Balzac sağlığını bozacak, olumsuz etkileyecek düzeyde bir tempoyla çalışıyordu. Yazarlıktan para kazanmaya başladıktan sonra harcamalarını bir türlü ayarlayamıyordu. Lükse, gösterişe aşırı düşkündü. Yazarlık dışında denediği tüm işlerde başarısız olmuştu. Çabuk zengin olmak için yayıncılığa başlamış zararını telafi etmek için bu defa matbaacılığa geçiş yapmış ve en sonunda hurufatçılıkla noktayı koymuştu. Önceki zararını telafi etmek için her defasında daha büyük bir kumar oynamış ve elindekinin tamamını kaybettiği gibi büyük borca girmişti. Balzac borçlarını kapatabilmek için yayımcılarından avans alıyor ve deli gibi çalışıyordu. Yazdığı şahaserlerin büyük bölümünü buna borçluyuz. Kafasındaki roman taslaklarını daha doğarken yayıncılara açıyor ve bunun karşılığı üretmek yükümlülüğü altına giriyordu. Bu zorunluk olmasaydı İnsanlık Komedyası’nın bugünkü halini alabilmesi imkansızdı. Onunki keyfi, zevk için yapılmış bir iş değildi. Yazmak onun için bir mecburiyetti. Elinden gelen, becerebildiği en iyi iş buydu. Çiftlik denemeleri, madencilik serüvenleri ve zengin soylu bir dul ile evlenme planları hep hayal kırıklıkları ile sonlandı. Bu teşebbüsleri yazarlığının malzemesi haline getirdi. Balzac’ın özel yaşamı ile romanları arasında rahatlıkla bağlar kurulabilir. Pekçok baş kahramanına kişisel özelliklerini dağıtmıştır. Dikkatli bir okur bunları tespit edebilir.
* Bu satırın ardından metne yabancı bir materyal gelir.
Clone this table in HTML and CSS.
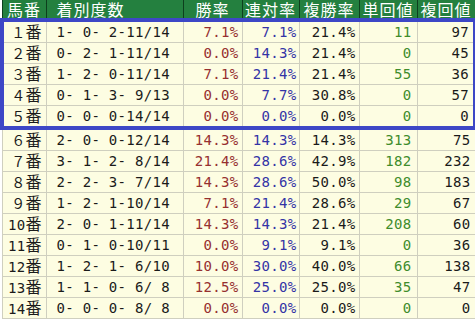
FILE: index.html
```
<!DOCTYPE html>
<html lang="ja">
<head>
<meta charset="utf-8">
<title>馬番別成績</title>
<link rel="stylesheet" href="styles.css">
</head>
<body>
<table class="stats">
  <colgroup>
    <col class="c-no"><col class="c-rec"><col class="c-pct"><col class="c-pct2"><col class="c-pct3"><col class="c-val"><col class="c-val2">
  </colgroup>
  <thead>
    <tr><th>馬番</th><th class="h-rec">着別度数</th><th>勝率</th><th>連対率</th><th>複勝率</th><th>単回値</th><th>複回値</th></tr>
  </thead>
  <tbody class="hl">
    <tr><td class="no">１<span class="ban">番</span></td><td class="rec">1- 0- 2-11/14</td><td class="win">7.1%</td><td class="ren">7.1%</td><td class="fuku">21.4%</td><td class="tan">11</td><td class="fv">97</td></tr>
    <tr><td class="no">２<span class="ban">番</span></td><td class="rec">0- 2- 1-11/14</td><td class="win">0.0%</td><td class="ren">14.3%</td><td class="fuku">21.4%</td><td class="tan">0</td><td class="fv">45</td></tr>
    <tr><td class="no">３<span class="ban">番</span></td><td class="rec">1- 2- 0-11/14</td><td class="win">7.1%</td><td class="ren">21.4%</td><td class="fuku">21.4%</td><td class="tan">55</td><td class="fv">36</td></tr>
    <tr><td class="no">４<span class="ban">番</span></td><td class="rec">0- 1- 3- 9/13</td><td class="win">0.0%</td><td class="ren">7.7%</td><td class="fuku">30.8%</td><td class="tan">0</td><td class="fv">57</td></tr>
    <tr><td class="no">５<span class="ban">番</span></td><td class="rec">0- 0- 0-14/14</td><td class="win">0.0%</td><td class="ren">0.0%</td><td class="fuku">0.0%</td><td class="tan">0</td><td class="fv">0</td></tr>
  </tbody>
  <tbody class="rest">
    <tr><td class="no">６<span class="ban">番</span></td><td class="rec">2- 0- 0-12/14</td><td class="win">14.3%</td><td class="ren">14.3%</td><td class="fuku">14.3%</td><td class="tan">313</td><td class="fv">75</td></tr>
    <tr><td class="no">７<span class="ban">番</span></td><td class="rec">3- 1- 2- 8/14</td><td class="win">21.4%</td><td class="ren">28.6%</td><td class="fuku">42.9%</td><td class="tan">182</td><td class="fv">232</td></tr>
    <tr><td class="no">８<span class="ban">番</span></td><td class="rec">2- 2- 3- 7/14</td><td class="win">14.3%</td><td class="ren">28.6%</td><td class="fuku">50.0%</td><td class="tan">98</td><td class="fv">183</td></tr>
    <tr><td class="no">９<span class="ban">番</span></td><td class="rec">1- 2- 1-10/14</td><td class="win">7.1%</td><td class="ren">21.4%</td><td class="fuku">28.6%</td><td class="tan">29</td><td class="fv">67</td></tr>
    <tr><td class="no">10<span class="ban">番</span></td><td class="rec">2- 0- 1-11/14</td><td class="win">14.3%</td><td class="ren">14.3%</td><td class="fuku">21.4%</td><td class="tan">208</td><td class="fv">60</td></tr>
    <tr><td class="no">11<span class="ban">番</span></td><td class="rec">0- 1- 0-10/11</td><td class="win">0.0%</td><td class="ren">9.1%</td><td class="fuku">9.1%</td><td class="tan">0</td><td class="fv">36</td></tr>
    <tr><td class="no">12<span class="ban">番</span></td><td class="rec">1- 2- 1- 6/10</td><td class="win">10.0%</td><td class="ren">30.0%</td><td class="fuku">40.0%</td><td class="tan">66</td><td class="fv">138</td></tr>
    <tr><td class="no">13<span class="ban">番</span></td><td class="rec">1- 1- 0- 6/ 8</td><td class="win">12.5%</td><td class="ren">25.0%</td><td class="fuku">25.0%</td><td class="tan">35</td><td class="fv">47</td></tr>
    <tr><td class="no">14<span class="ban">番</span></td><td class="rec">0- 0- 0- 8/ 8</td><td class="win">0.0%</td><td class="ren">0.0%</td><td class="fuku">0.0%</td><td class="tan">0</td><td class="fv">0</td></tr>
  </tbody>
</table>
</body>
</html>
```
FILE: styles.css
```
html, body {
  margin: 0;
  padding: 0;
  background: #ffffff;
}

.stats {
  border-collapse: collapse;
  table-layout: fixed;
  width: 473px;
  font-family: "DejaVu Sans Mono", "Noto Sans CJK JP", monospace;
  font-size: 14px;
  letter-spacing: 0.3px;
}

.c-no { width: 44px; }
.c-rec { width: 137px; }
.c-pct { width: 59px; }
.c-pct2 { width: 57px; }
.c-pct3 { width: 60px; }
.c-val { width: 58px; }
.c-val2 { width: 58px; }

.stats th {
  box-sizing: border-box;
  height: 20px;
  padding: 0;
  background: #24803f;
  color: #ffffff;
  font-family: "Noto Sans CJK JP", sans-serif;
  font-weight: normal;
  font-size: 16px;
  line-height: 18px;
  letter-spacing: 1px;
  text-align: center;
  vertical-align: top;
  border-left: 1px solid #0d3f1d;
  border-right: 1px solid #0d3f1d;
  border-top: 0;
  white-space: nowrap;
}

.stats th.h-rec {
  text-align: left;
  padding-left: 10px;
}

.stats td {
  box-sizing: border-box;
  height: 21px;
  padding: 0 3px 0 0;
  background: #fdfde2;
  color: #1a1a1a;
  border: 1px solid #cfcfbf;
  line-height: 18px;
  text-align: right;
  vertical-align: middle;
  white-space: pre;
  overflow: hidden;
}

.stats tbody.hl tr:first-child td,
.stats tbody.hl tr:last-child td,
.stats tbody.rest tr:first-child td {
  height: 22px;
}

.stats tbody.hl {
  border: 4px solid #3d47c6;
}

.stats td.no {
  padding-right: 4px;
}

.ban {
  font-family: "Noto Sans CJK JP", sans-serif;
  font-size: 16px;
  line-height: 18px;
  letter-spacing: 0;
}

.stats td.rec {
  text-align: left;
  padding-left: 10px;
}

.stats td.win { color: #963030; }
.stats td.ren { color: #3434a6; padding-right: 2px; }
.stats td.fuku { color: #1a1a1a; padding-right: 3px; }
.stats td.tan { color: #3f8c2c; padding-right: 5px; }
.stats td.fv { color: #1a1a1a; padding-right: 4px; }
```
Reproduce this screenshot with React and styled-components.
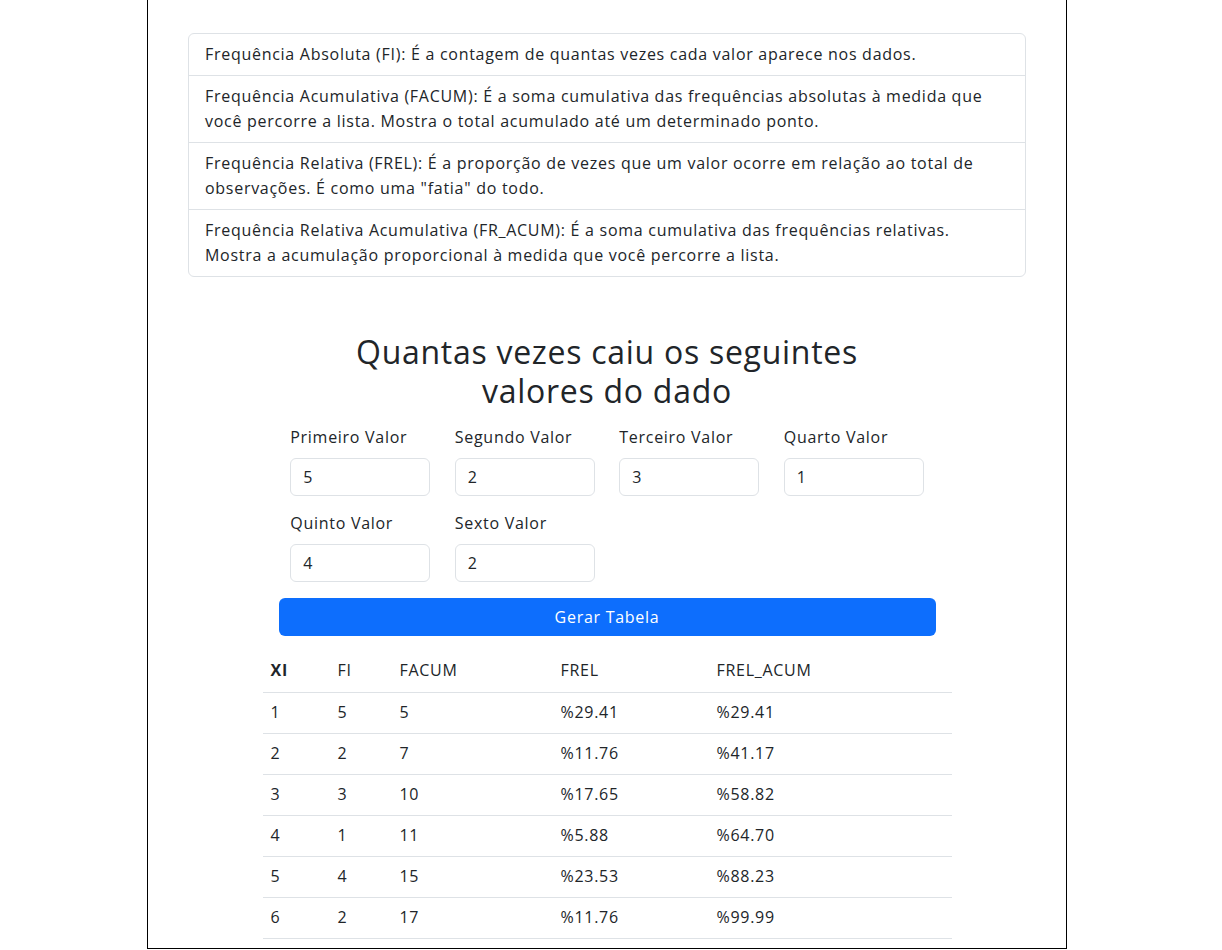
import React from 'react';
import styled, { createGlobalStyle } from 'styled-components';

const GlobalStyle = createGlobalStyle`
  body {
    margin: 0;
    font-family: 'Open Sans', 'Liberation Sans', sans-serif;
    letter-spacing: 0.045em;
    color: #212529;
    background: #fff;
  }
  * { box-sizing: border-box; }
`

const Page = styled.div`
  width: 920px;
  margin-left: 147px;
  border: 1px solid #000;
  border-top: 0;
  padding: 33px 40px 9px;
`

const ListGroup = styled.ul`
  list-style: none;
  margin: 0;
  padding: 0;
  border: 1px solid #dee2e6;
  border-radius: 6px;
`

const ListItem = styled.li`
  padding: 8px 16px;
  font-size: 16px;
  line-height: 25px;
  & + & {
    border-top: 1px solid #dee2e6;
  }
`

const Section = styled.section`
  margin-top: 55px;
  display: flex;
  flex-direction: column;
  align-items: center;
`

const Title = styled.h2`
  margin: 0 0 15px;
  max-width: 560px;
  text-align: center;
  font-size: 32px;
  line-height: 39px;
  font-weight: 400;
`

const FieldGrid = styled.div`
  display: grid;
  grid-template-columns: repeat(4, 140px);
  column-gap: 24.5px;
  row-gap: 15px;
`

const Field = styled.div`
  display: flex;
  flex-direction: column;
  gap: 9px;
`

const Label = styled.label`
  font-size: 16px;
  line-height: 24px;
`

const Input = styled.input`
  height: 38px;
  width: 100%;
  padding: 0 12px;
  border: 1px solid #dee2e6;
  border-radius: 6px;
  font: inherit;
  font-size: 16px;
  letter-spacing: inherit;
  color: #212529;
`

const Button = styled.button`
  margin-top: 16px;
  width: 657px;
  height: 38px;
  padding-bottom: 2px;
  border: 0;
  border-radius: 6px;
  background: #0d6efd;
  color: #fff;
  font: inherit;
  font-size: 16px;
  letter-spacing: inherit;
`

const Table = styled.table`
  margin-top: 15px;
  width: 689px;
  border-collapse: collapse;
  font-size: 16px;
`

const Cell = styled.td`
  padding: 0 8px 2px;
  height: 41px;
  border-bottom: 1px solid #dee2e6;
  text-align: left;
  font-weight: ${p => (p.$bold ? 700 : 400)};
  width: ${p => p.$w}px;
`

const fields = [
  ['Primeiro Valor', 5],
  ['Segundo Valor', 2],
  ['Terceiro Valor', 3],
  ['Quarto Valor', 1],
  ['Quinto Valor', 4],
  ['Sexto Valor', 2],
];

const rows = [
  [1, 5, 5, '%29.41', '%29.41'],
  [2, 2, 7, '%11.76', '%41.17'],
  [3, 3, 10, '%17.65', '%58.82'],
  [4, 1, 11, '%5.88', '%64.70'],
  [5, 4, 15, '%23.53', '%88.23'],
  [6, 2, 17, '%11.76', '%99.99'],
];

const widths = [67, 62, 161, 156, 243];

export default function App() {
  return (
    <>
      <GlobalStyle />
      <Page>
        <ListGroup>
          <ListItem>Frequência Absoluta (FI): É a contagem de quantas vezes cada valor aparece nos dados.</ListItem>
          <ListItem>Frequência Acumulativa (FACUM): É a soma cumulativa das frequências absolutas à medida que você percorre a lista. Mostra o total acumulado até um determinado ponto.</ListItem>
          <ListItem>Frequência Relativa (FREL): É a proporção de vezes que um valor ocorre em relação ao total de observações. É como uma "fatia" do todo.</ListItem>
          <ListItem>Frequência Relativa Acumulativa (FR_ACUM): É a soma cumulativa das frequências relativas. Mostra a acumulação proporcional à medida que você percorre a lista.</ListItem>
        </ListGroup>
        <Section>
          <Title>Quantas vezes caiu os seguintes valores do dado</Title>
          <FieldGrid>
            {fields.map(([label, value]) => (
              <Field key={label}>
                <Label>{label}</Label>
                <Input defaultValue={value} />
              </Field>
            ))}
          </FieldGrid>
          <Button>Gerar Tabela</Button>
          <Table>
            <thead>
              <tr>
                {['XI', 'FI', 'FACUM', 'FREL', 'FREL_ACUM'].map((h, i) => (
                  <Cell as="th" key={h} $bold={i === 0} $w={widths[i]}>{h}</Cell>
                ))}
              </tr>
            </thead>
            <tbody>
              {rows.map(r => (
                <tr key={r[0]}>
                  {r.map((v, i) => (
                    <Cell key={i} $w={widths[i]}>{v}</Cell>
                  ))}
                </tr>
              ))}
            </tbody>
          </Table>
        </Section>
      </Page>
    </>
  );
}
Balzac yazmaya karşı nasıl iştahlı biri idiyse yaşamaya da o kadar tutkuluydu. Günde yirmi sayfadan aşağı yazmadığı söylenilir. Örneğin Louis Lambert’i yirmi beş günde yazdığı bilinmektedir. Doksan romanı yirmi yıla dağıttığımızda zaten her yıla en az dört roman düşmektedir. Bunların içinde ‘ Kibar Fahişeler, Sönmüş Hayaller, Köylüler ‘ gibi hacimli romanlarda bulunmaktadır. Bu çok yazmanın Balzac’ın düzeyini zaman zaman aşağıya çektiği gözleminde Cemil Meriç’e katıldığımızı belirtelim. Kibar Fahişeler ki muhteşem bir romandır ve Cemil Meriç çevirisinden okumak müthiş bir deneyimdir özellikle son kısımlarda yazar hedefine bir an evvel ulaşmak kaygısıyla davranır. Paris sosyetesini, suç dünyasını, basın hayatını, adliyesini tüm yönleriyle ele alan roman sonuna doğru yavanlaşmaya başlar. Meriç bu soruyu sormamıştır ama biz soralım, yazar bunu bilinçli mi yaptı acaba? Çünkü Balzac bu romanda ihtişamla sefaleti içiçe sergiler. Önce sosyetenin, adliyenin kusursuzluğundan bahseder sonra üzerlerindeki örtüyü tek tek çekmeye başlar ve ortaya çıkan sefaletten başka birşey değildir. Roman muhteşemdir sona gelindiğinde tık nefes kalır. Balzac’ın yaptığı bir ironi olamaz mı?